Pochi mesi dopo fu rimesso in libertà e costretto soltanto a pagare una multa, “sperando di averlo spaventato a sufficienza”, come afferma la figlia Ksenia Kagarlitskaja, e consegnandogli subito il passaporto per espatriare, ma Boris non ne aveva alcuna intenzione. “Si è messo a provocare ancora di più”, racconta Ksenia, dando subito un’intervista al canale Khodorkovskij – Live per sostenere le sue critiche al regime putiniano e alla guerra. Secondo il suo amico e sostenitore Pavel Kudjukin, “probabilmente sperava nella copertura dei suoi amici nell’amministrazione del Cremlino”. La figlia sperava di portarlo con sé in Montenegro, ma egli non ne ha voluto sapere.

A febbraio del 2024 Kagarlitskij è stato convocato in tribunale per il processo d’appello richiesto da procuratore, ed era talmente convinto che non gli sarebbe successo niente che aveva prenotato una vacanza in Egitto, ma dal tribunale è finito direttamente alla condanna del lager. Egli ha comunque insistito che “se vuoi in qualche modo influire sulla politica russa, devi rimanere in Russia”, una posizione che lo allinea alle tragiche scelte del più grande dissidente della Russia putiniana, il martire Aleksej Naval’nyj.

A chi gli contesta che “ormai in Russia la politica non esiste più da tempo”, egli ricorda di essere stato in lager ben prima della Russia Unita di Vladimir Putin, quando non c’erano neppure le elezioni falsificate di oggi, ed era stato arrestato nel 1982 (era ancora vivo Brežnev) nel cosiddetto “caso dei Giovani Socialisti”, che criticavano da sinistra lo stesso regime comunista.
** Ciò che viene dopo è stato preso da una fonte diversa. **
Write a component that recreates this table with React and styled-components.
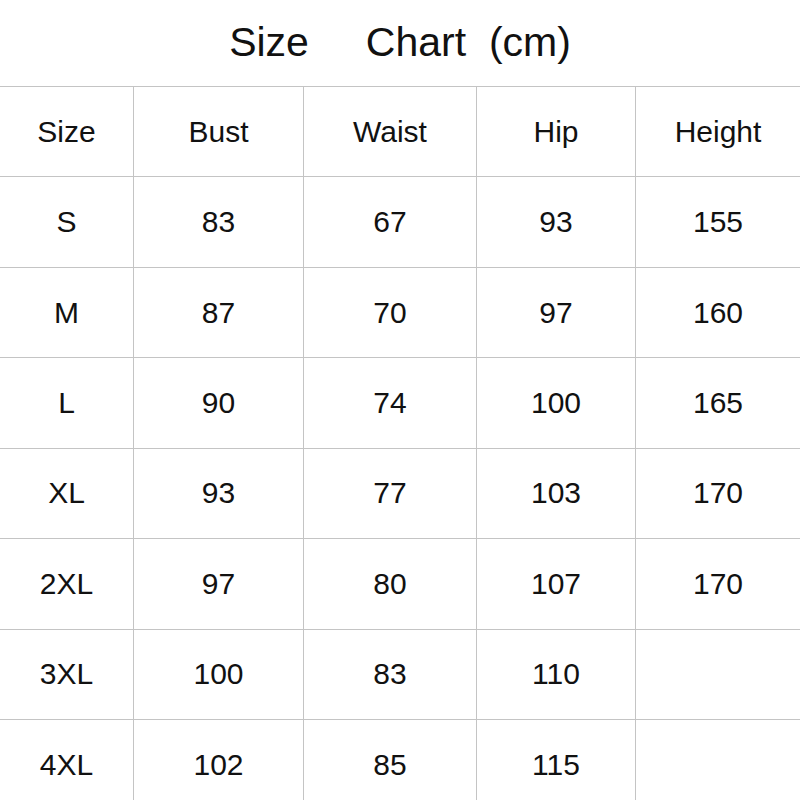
import React from "react";
import styled, { createGlobalStyle } from "styled-components";

const Global = createGlobalStyle`
  html, body {
    margin: 0;
    padding: 0;
    background: #fff;
  }
  body {
    font-family: "Liberation Sans", Arial, sans-serif;
    color: #111;
    overflow: hidden;
  }
`;

const Page = styled.div`
  width: 800px;
  height: 800px;
  overflow: hidden;
`;

const Title = styled.h1`
  margin: 0;
  height: 86px;
  display: flex;
  align-items: center;
  justify-content: center;
  font-size: 41px;
  font-weight: 400;
  white-space: pre;
  padding-bottom: 2px;
  box-sizing: border-box;
`;

const Grid = styled.div`
  display: grid;
  grid-template-columns: 133px 170px 173px 159px 165px;
  grid-auto-rows: 90.43px;
`;

const Cell = styled.div`
  box-sizing: border-box;
  display: flex;
  align-items: center;
  justify-content: center;
  border-top: 1.5px solid #c4c4c4;
  border-left: ${(p) => (p.$first ? "none" : "1.5px solid #c4c4c4")};
  font-size: 30px;
`;

const columns = ["Size", "Bust", "Waist", "Hip", "Height"];

const rows = [
  ["S", "83", "67", "93", "155"],
  ["M", "87", "70", "97", "160"],
  ["L", "90", "74", "100", "165"],
  ["XL", "93", "77", "103", "170"],
  ["2XL", "97", "80", "107", "170"],
  ["3XL", "100", "83", "110", ""],
  ["4XL", "102", "85", "115", ""],
];

export default function App() {
  return (
    <Page>
      <Global />
      <Title>{"Size     Chart  (cm)"}</Title>
      <Grid>
        {columns.map((c, i) => (
          <Cell key={c} $first={i === 0}>
            {c}
          </Cell>
        ))}
        {rows.map((row, r) =>
          row.map((value, i) => (
            <Cell key={r + "-" + i} $first={i === 0}>
              {value}
            </Cell>
          ))
        )}
      </Grid>
    </Page>
  );
}
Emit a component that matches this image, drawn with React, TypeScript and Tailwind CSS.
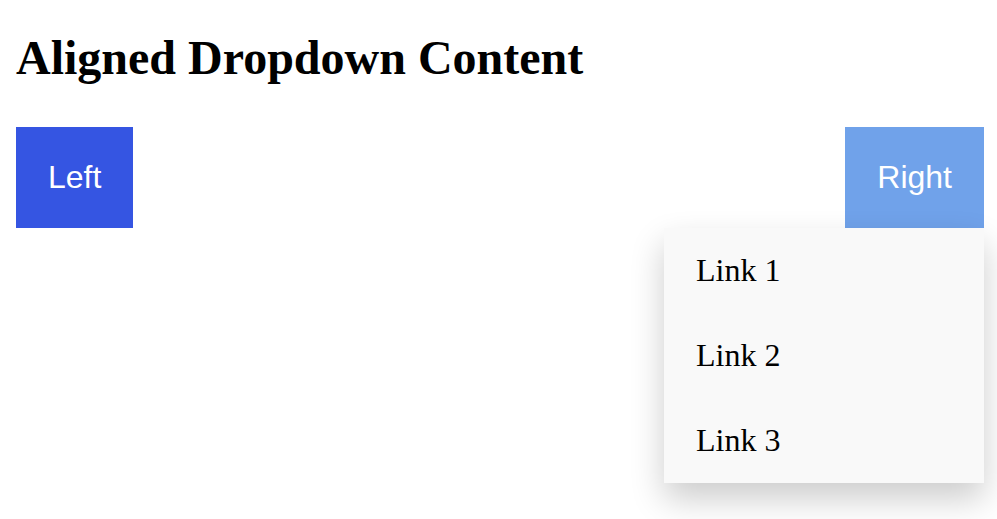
import React from 'react';

const links = ['Link 1', 'Link 2', 'Link 3'];

const App: React.FC = () => {
  return (
    <div className="min-h-[519px] bg-white pl-4 pr-[13px] font-['Liberation_Serif',serif] text-black">
      <h2 className="pt-[30px] mb-[42px] text-[48px] leading-[55px] font-bold">Aligned Dropdown Content</h2>
      <div className="flex justify-between items-start">
        <button className="bg-[#3555e2] px-8 py-8 text-[32px] leading-[37px] text-white font-['Liberation_Sans',Arial,sans-serif]">
          Left
        </button>
        <div className="relative">
          <button className="bg-[#70a2ea] px-8 py-8 text-[32px] leading-[37px] text-white font-['Liberation_Sans',Arial,sans-serif]">
            Right
          </button>
          <div className="absolute right-0 top-full w-[320px] bg-[#f9f9f9] shadow-[0_16px_32px_rgba(0,0,0,0.2)]">
            {links.map((l) => (
              <a key={l} href="#" className="block px-8 py-6 text-[32px] leading-[37px] text-black">
                {l}
              </a>
            ))}
          </div>
        </div>
      </div>
    </div>
  );
};

export default App;
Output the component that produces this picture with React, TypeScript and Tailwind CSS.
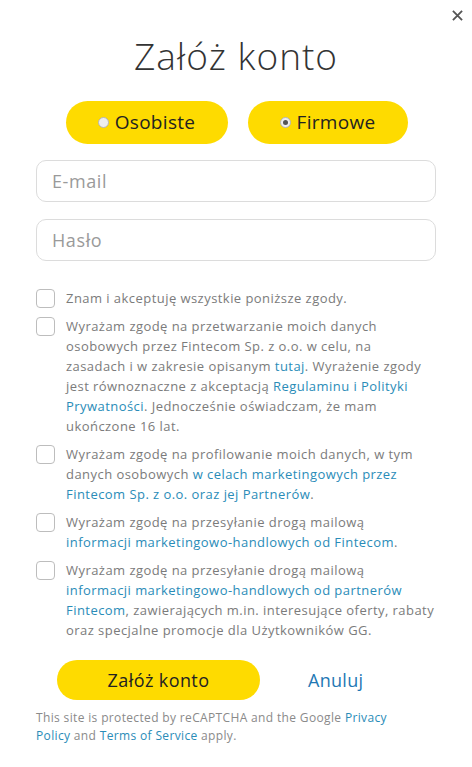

Per Kagarlitskij “stare in galera fa parte della lotta politica, e bisogna essere sempre pronti a questo”. I suoi seguaci ne riconoscono anche oggi la “grande apertura mentale”, la sua ispirazione per un vera “rivoluzione egualitaria” che superasse prima il totalitarismo del partito, e quindi la dittatura degli oligarchi della Russia attuale.

Anche i suoi critici ne riconoscono l’onestà mentale e la capacità di affascinare anche il grande pubblico, “non è Gandhi, ma è difficile trovare qualcuno che non si sia trovato in conflitto con lui su qualche argomento, ricavandone alla fine impressioni molto piacevoli”, affermano diversi commentatori. Perfino la figlia Ksenia non si allinea al padre, “non mi ha fatto diventare marxista, sono una liberale di sinistra”, e insieme a tante persone in Russia guarda al padre Boris come un profeta di una Russia futura, fatta di “uomini veri che pensano con la propria testa”.